Total 24h notional traded per venue. Tells you whether the prediction-market smile is actually tradeable — a 10-vol-point dislocation on a $100/day market isn't a real opportunity.

How to read this

Why this section exists. A "real" trade needs a counterparty. Sections 2-5 don't gate on liquidity, so a beautiful 20-vol-pt gap on a Polymarket strike with $5 of 24h volume looks tempting but isn't tradeable at any meaningful size. Use this as the sanity check before acting on §5.

What the numbers mean. Per-venue total 24h notional in USD. CBOE/USO is summed across all strikes (typically $1M+/day for the front-month chain).
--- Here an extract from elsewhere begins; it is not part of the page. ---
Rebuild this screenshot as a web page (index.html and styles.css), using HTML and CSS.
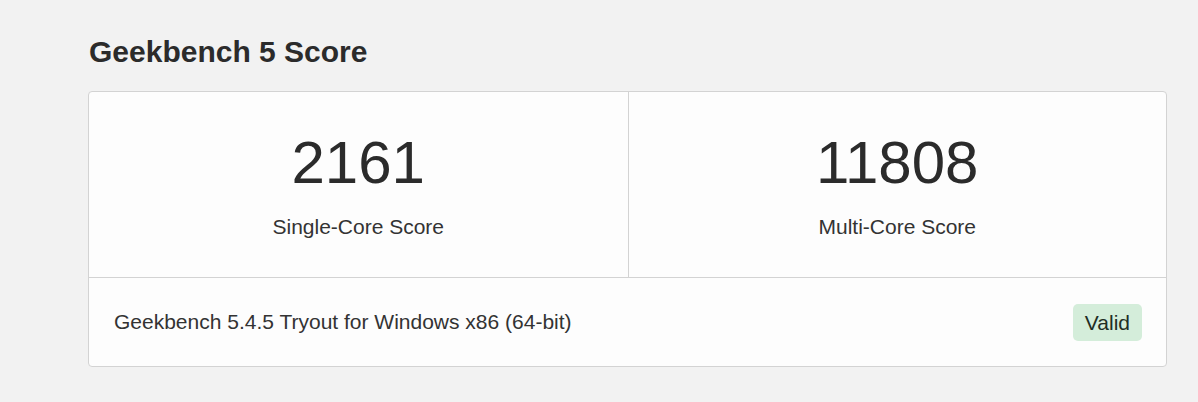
FILE: index.html
```
<!DOCTYPE html>
<html lang="en">
<head>
    <meta charset="UTF-8">
    <title>Geekbench 5 Score</title>
    <link rel="stylesheet" href="styles.css">
</head>
<body>
    <div class="page">
        <h2 class="section-title">Geekbench 5 Score</h2>
        <div class="score-card">
            <div class="score-row">
                <div class="score-cell">
                    <div class="score">2161</div>
                    <div class="score-label">Single-Core Score</div>
                </div>
                <div class="score-cell">
                    <div class="score">11808</div>
                    <div class="score-label">Multi-Core Score</div>
                </div>
            </div>
            <div class="score-footer">
                <span class="version">Geekbench 5.4.5 Tryout for Windows x86 (64-bit)</span>
                <span class="badge-valid">Valid</span>
            </div>
        </div>
    </div>
</body>
</html>
```
FILE: styles.css
```
body { font-family: "Liberation Sans", Arial, sans-serif; background: #f2f2f2; margin: 0; color: #333; }
.page { padding: 35px 31px 0 88px; }
.section-title { font-size: 30px; line-height: 34px; font-weight: bold; margin: 0 0 22px 1px; color: #2b2b2b; }
.score-card { background: #fdfdfd; border: 1px solid #d3d3d3; border-radius: 4px; }
.score-row { display: grid; grid-template-columns: 1fr 1fr; border-bottom: 1px solid #d3d3d3; }
.score-cell { text-align: center; height: 185px; padding-top: 36px; box-sizing: border-box; }
.score-cell + .score-cell { border-left: 1px solid #d3d3d3; }
.score { font-size: 60px; line-height: 70px; color: #2b2b2b; }
.score-label { font-size: 21px; margin-top: 17px; color: #333; }
.score-footer { display: flex; align-items: center; justify-content: space-between; height: 88px; padding: 0 24px 0 25px; }
.version { font-size: 21px; }
.badge-valid { background: #d4edda; color: #1f2e24; font-size: 21px; line-height: 25px; padding: 6px 12px; border-radius: 5px; }
```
Kalshi and Polymarket are summed across their per-strike contracts (Kalshi reports notional in cents-per-contract converted to USD; Polymarket reports USDC volume). OVX is excluded — it's an index, not a market.

Live vs Daily avg. Live = per-snapshot 24h-rolling. Daily avg = mean per UTC day; better for spotting weekday/weekend patterns once you have a few weeks of data. Prediction-market volume is heavily weekday-loaded.

Rule of thumb. Need at least ~$10k/day on a venue before you'd consider it for an actual trade. Below that, the spread eats the carry.